The Plustek OpticFilm 8200i AI stands at this intersection. It is not just a scanner; it is a specialized optical instrument designed to extract the maximum amount of information from a translucent medium. This article delves into the physics and engineering behind this device, exploring the concepts of optical resolution, dynamic range ($D_{max}$), and the ingenious use of the infrared spectrum to solve one of analog photography’s oldest problems: dust.

The Resolution Dilemma: Optical vs. Interpolated

The most marketed specification of any scanner is resolution, typically measured in dots per inch (dpi). The Plustek 8200i AI boasts a resolution of 7200 dpi. To understand the significance—and the nuance—of this number, we must distinguish between optical resolution and interpolated resolution.

The Limits of Optics

Optical resolution is determined by the physical hardware: the density of the CCD (Charge-Coupled Device) sensor and the resolving power of the lens system. * The Sensor: The linear CCD array in the 8200i AI must have photosites small enough to sample the film at a frequency corresponding to 7200 lines per inch. * The Stepper Motor: The motor that moves the sensor (or film holder) must be precise enough to advance in increments of 1/7200th of an inch.

While the sensor may be capable of 7200 dpi, the effective resolution is often limited by the laws of physics, specifically diffraction and lens aberrations. Independent tests often show that the resolvable detail of consumer scanners tops out closer to 3200-3600 dpi. However, scanning at 7200 dpi is not wasted effort. It adheres to the Nyquist-Shannon Sampling Theorem, which states that to perfectly reconstruct a signal, you must sample it at least twice the frequency of its highest component. By oversampling at 7200 dpi, the scanner prevents aliasing artifacts and ensures that every grain of silver in the film is resolved, effectively turning “grain aliasing” into “grain resolving.”

The Megapixel Equivalent

Scanning a 35mm frame ($1.4” \times 0.9”$) at 7200 dpi produces an image of roughly $10,000 \times 6,700$ pixels.
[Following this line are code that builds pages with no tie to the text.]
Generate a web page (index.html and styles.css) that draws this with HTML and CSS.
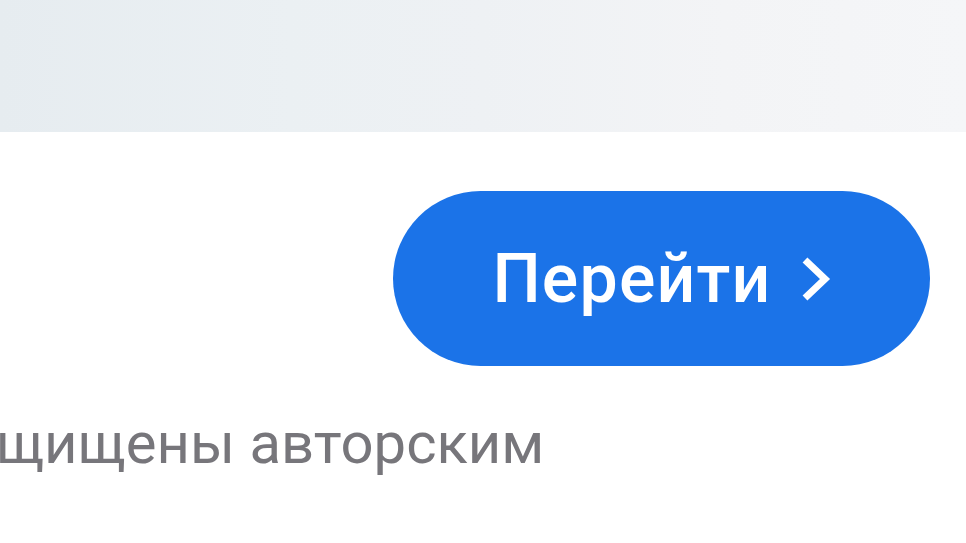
FILE: index.html
```html
<!DOCTYPE html>
<html lang="ru">
<head>
<meta charset="utf-8">
<link rel="stylesheet" href="styles.css">
</head>
<body>
<div class="hero"></div>
<div class="actions">
  <a class="go-btn" href="#">
    <span class="go-label">Перейти</span>
    <svg class="chev" width="30" height="44" viewBox="0 0 30 44" aria-hidden="true">
      <path d="M4 3 L24 22 L4 41" fill="none" stroke="#fff" stroke-width="7"/>
    </svg>
  </a>
</div>
<p class="notice">щищены авторским</p>
</body>
</html>
```

FILE: styles.css
```css
html, body {
  margin: 0;
  padding: 0;
  background: #fff;
}
body {
  width: 966px;
  height: 543px;
  overflow: hidden;
  font-family: Roboto, "Noto Sans", sans-serif;
}
.hero {
  height: 132px;
  background: linear-gradient(90deg, #e6ecf0 0%, #ebf0f3 30%, #eef1f4 50%, #f3f4f6 75%, #f5f6f8 100%);
}
.actions {
  display: flex;
  justify-content: flex-end;
  padding: 59px 36px 0 0;
}
.go-btn {
  width: 537px;
  height: 175px;
  border-radius: 88px;
  background: #1b73e8;
  display: flex;
  align-items: center;
  justify-content: center;
  gap: 29px;
  text-decoration: none;
  color: #fff;
}
.go-label {
  font-family: Roboto, sans-serif;
  font-weight: 500;
  font-size: 68px;
  letter-spacing: 1.2px;
  line-height: 1;
}
.chev {
  display: block;
}
.notice {
  margin: 43px 0 0 -4px;
  font-family: Roboto, sans-serif;
  font-size: 58px;
  line-height: 68px;
  color: #77767b;
  white-space: nowrap;
}
```
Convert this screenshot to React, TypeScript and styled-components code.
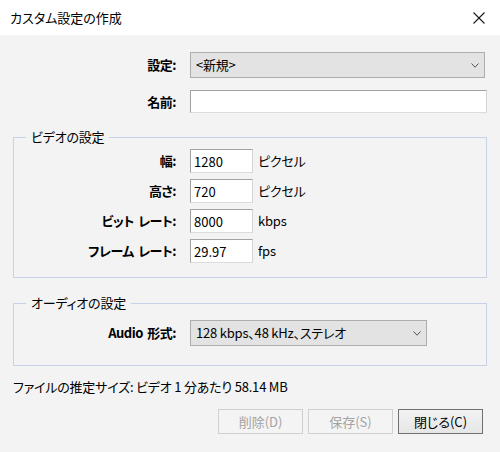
import styled, { createGlobalStyle } from 'styled-components';

const GlobalStyle = createGlobalStyle`
    body {
        margin: 0;
        background: #f3f3f3;
        font-family: "Noto Sans CJK JP", "Noto Sans", sans-serif;
        font-size: 13px;
        line-height: 16px;
        letter-spacing: -0.2px;
        color: #000;
        font-feature-settings: "palt";
    }
`;

const Dialog = styled.div`
    width: 500px;
    height: 452px;
    display: flex;
    flex-direction: column;
    background: #f3f3f3;
    overflow: hidden;
`;

const TitleBar = styled.div`
    flex-shrink: 0;
    height: 35px;
    display: flex;
    align-items: center;
    justify-content: space-between;
    padding: 0 15px 0 10px;
    background: #fff;
`;

const Title = styled.div`
    font-size: 13px;
    letter-spacing: 0;
`;

const CloseIcon = styled.svg`
    width: 12px;
    height: 12px;
    stroke: #1a1a1a;
    stroke-width: 1.1;
`;

const Body = styled.div`
    display: flex;
    flex-direction: column;
    padding: 17px 13px 0 13px;
`;

const Form = styled.div`
    display: flex;
    flex-direction: column;
    gap: 12px;
`;

const Row = styled.div`
    display: flex;
    align-items: center;
`;

const Label = styled.label`
    flex-shrink: 0;
    width: 163px;
    margin-right: 14px;
    text-align: right;
    font-weight: 700;
    letter-spacing: -0.5px;
    word-spacing: 2px;
`;

const Select = styled.div<{ $width: number }>`
    box-sizing: border-box;
    width: ${({ $width }) => $width}px;
    height: 26px;
    display: flex;
    align-items: center;
    justify-content: space-between;
    padding: 0 5px 0 5px;
    background: #e3e3e3;
    border: 1px solid #adadad;
`;

const Chevron = styled.svg`
    width: 8px;
    height: 5px;
    fill: none;
    stroke: #555;
    stroke-width: 1;
`;

const TextInput = styled.input<{ $width: number }>`
    box-sizing: border-box;
    width: ${({ $width }) => $width}px;
    height: ${({ $width }) => ($width > 100 ? 23 : 24)}px;
    padding: 0 3px;
    margin: 0;
    font: inherit;
    color: #000;
    background: #fff;
    border: 1px solid;
    border-color: #a2a2a2 #d5d5d5 #dcdcdc #a2a2a2;
    outline: none;
`;

const Unit = styled.span`
    margin-left: 5px;
`;

const Group = styled.fieldset<{ $top: number; $bottom: number; $gap: number }>`
    display: flex;
    flex-direction: column;
    gap: ${({ $gap }) => $gap}px;
    margin: ${({ $top }) => $top}px 0 0 0;
    padding: 0 0 ${({ $bottom }) => $bottom}px 0;
    min-width: 0;
    border: 1px solid #c7d2e8;

    ${Label} {
        width: 162px;
    }
`;

const Legend = styled.legend<{ $after: number }>`
    margin-left: 12px;
    margin-bottom: ${({ $after }) => $after}px;
    padding: 0 5px;
    line-height: 16px;
`;

const Estimate = styled.div`
    margin-top: 13px;
`;

const ButtonBar = styled.div`
    display: flex;
    justify-content: flex-end;
    gap: 5px;
    margin-top: 14px;
    padding-right: 4px;
`;

const Button = styled.button`
    box-sizing: border-box;
    width: 85px;
    height: 25px;
    padding: 0;
    font: inherit;
    color: #000;
    background: linear-gradient(#f2f2f2, #e6e6e6);
    border: 1px solid #707070;

    &:disabled {
        color: #a3a3a3;
        background: #f4f4f4;
        border-color: #cfcfcf;
    }
`;

const ChevronDown = () => (
    <Chevron viewBox="0 0 8 5">
        <polyline points="0.5,0.5 4,4.2 7.5,0.5" />
    </Chevron>
);

const videoRows = [
    { label: '幅:', value: '1280', unit: 'ピクセル' },
    { label: '高さ:', value: '720', unit: 'ピクセル' },
    { label: 'ビット レート:', value: '8000', unit: 'kbps' },
    { label: 'フレーム レート:', value: '29.97', unit: 'fps' },
];

export default function App() {
    return (
        <Dialog>
            <GlobalStyle />
            <TitleBar>
                <Title>カスタム設定の作成</Title>
                <CloseIcon viewBox="0 0 12 12">
                    <line x1="0.5" y1="0.5" x2="11.5" y2="11.5" />
                    <line x1="11.5" y1="0.5" x2="0.5" y2="11.5" />
                </CloseIcon>
            </TitleBar>
            <Body>
                <Form>
                    <Row>
                        <Label>設定:</Label>
                        <Select $width={295}>
                            <span>&lt;新規&gt;</span>
                            <ChevronDown />
                        </Select>
                    </Row>
                    <Row>
                        <Label>名前:</Label>
                        <TextInput $width={297} defaultValue="" />
                    </Row>
                </Form>
                <Group $top={16} $bottom={14} $gap={6}>
                    <Legend $after={4}>ビデオの設定</Legend>
                    {videoRows.map((r) => (
                        <Row key={r.label}>
                            <Label>{r.label}</Label>
                            <TextInput $width={63} defaultValue={r.value} />
                            <Unit>{r.unit}</Unit>
                        </Row>
                    ))}
                </Group>
                <Group $top={17} $bottom={19} $gap={0}>
                    <Legend $after={9}>オーディオの設定</Legend>
                    <Row>
                        <Label>Audio 形式:</Label>
                        <Select $width={237}>
                            <span>128 kbps、48 kHz、ステレオ</span>
                            <ChevronDown />
                        </Select>
                    </Row>
                </Group>
                <Estimate>ファイルの推定サイズ: ビデオ 1 分あたり 58.14 MB</Estimate>
                <ButtonBar>
                    <Button disabled>削除(D)</Button>
                    <Button disabled>保存(S)</Button>
                    <Button>閉じる(C)</Button>
                </ButtonBar>
            </Body>
        </Dialog>
    );
}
That is a 67-megapixel file. This massive data density allows for large-format printing (up to $36” \times 24”$) that rivals medium-format digital cameras. It captures the “soul” of the film—the grain structure—rather than smoothing it out into digital noise.

Dynamic Range: Seeing into the Shadows

While resolution defines sharpness, Dynamic Range defines tonal quality. Film, especially slide film like Velvia or Kodachrome, has an incredibly high optical density range. It can simultaneously hold detail in blinding highlights and deep, inky shadows.
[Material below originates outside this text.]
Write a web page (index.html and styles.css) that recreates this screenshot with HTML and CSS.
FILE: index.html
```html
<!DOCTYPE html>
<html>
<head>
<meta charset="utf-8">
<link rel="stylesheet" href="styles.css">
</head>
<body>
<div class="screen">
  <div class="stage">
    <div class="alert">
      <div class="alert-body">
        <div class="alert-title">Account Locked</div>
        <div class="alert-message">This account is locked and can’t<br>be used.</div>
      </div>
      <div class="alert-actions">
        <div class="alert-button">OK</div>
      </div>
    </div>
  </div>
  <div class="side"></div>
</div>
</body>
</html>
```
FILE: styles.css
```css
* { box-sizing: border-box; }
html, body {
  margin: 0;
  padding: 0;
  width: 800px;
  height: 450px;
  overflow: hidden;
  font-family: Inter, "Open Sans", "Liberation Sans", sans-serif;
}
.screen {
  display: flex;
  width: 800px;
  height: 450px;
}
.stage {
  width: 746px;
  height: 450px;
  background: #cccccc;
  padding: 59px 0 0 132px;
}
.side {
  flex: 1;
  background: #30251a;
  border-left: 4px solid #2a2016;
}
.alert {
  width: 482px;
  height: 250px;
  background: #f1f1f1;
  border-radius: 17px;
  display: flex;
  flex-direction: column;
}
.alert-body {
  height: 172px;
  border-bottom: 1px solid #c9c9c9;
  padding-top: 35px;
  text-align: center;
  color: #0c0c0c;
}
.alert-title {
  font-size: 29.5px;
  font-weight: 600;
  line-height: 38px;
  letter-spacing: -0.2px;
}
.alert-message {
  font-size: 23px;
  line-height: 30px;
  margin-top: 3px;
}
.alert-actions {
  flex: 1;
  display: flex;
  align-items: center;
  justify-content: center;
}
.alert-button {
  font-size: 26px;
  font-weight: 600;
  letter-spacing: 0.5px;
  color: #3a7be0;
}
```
Scanner dynamic range is measured in Optical Density ($D$), on a logarithmic scale from 0.0 (perfectly transparent) to 4.0 (perfectly opaque). * The Math: $D = \log_{10} (1/T)$, where $T$ is transmittance. * The Challenge: A scanner with a low $D_{max}$ (e.g., 3.0) cannot penetrate the dense, dark areas of a slide. The sensor’s signal-to-noise ratio is too low; it sees “black” where there should be shadow detail.

The Plustek 8200i AI claims a $D_{max}$ of 3.91. This is exceptionally close to the theoretical maximum of most films ($~4.0$). This capability allows the scanner to “see through” the densest shadows of a slide, retrieving details that cheaper flatbed scanners would clip to black. This is achieved through high-quality, low-noise CCD sensors and, crucially, a technique known as Multi-Exposure.

Multi-Exposure: HDR for Film

Implemented via the bundled SilverFast software, Multi-Exposure performs two physical passes of the same frame:
1. Pass 1 (Normal Exposure): Captures highlights and mid-tones.
2. Pass 2 (Overexposure): Increases exposure time to penetrate the dense shadow areas, ignoring the blown-out highlights.

The software then merges these two passes into a single high-dynamic-range image. This is not a digital filter; it is a hardware-based data acquisition strategy that significantly reduces noise in shadow areas, revealing the true latitude of the film.

The Infrared Solution: iSRD Technology

The bane of scanning is dust. On a 35mm frame enlarged to 24 inches, a microscopic speck of dust becomes a golf ball-sized blemish. Manually retouching these spots in Photoshop can take hours per image.

The 8200i AI employs a physics-based solution: Infrared Smart Removal of Defects (iSRD).

The Physics of Transmission

This technology relies on the varying transmission properties of light wavelengths. * Visible Light (RGB): Passes through dye clouds (the image) and is blocked by dust/scratches. * Infrared Light (IR): Passes through dye clouds (transparent to IR) but is blocked/refracted by physical defects like dust and scratches.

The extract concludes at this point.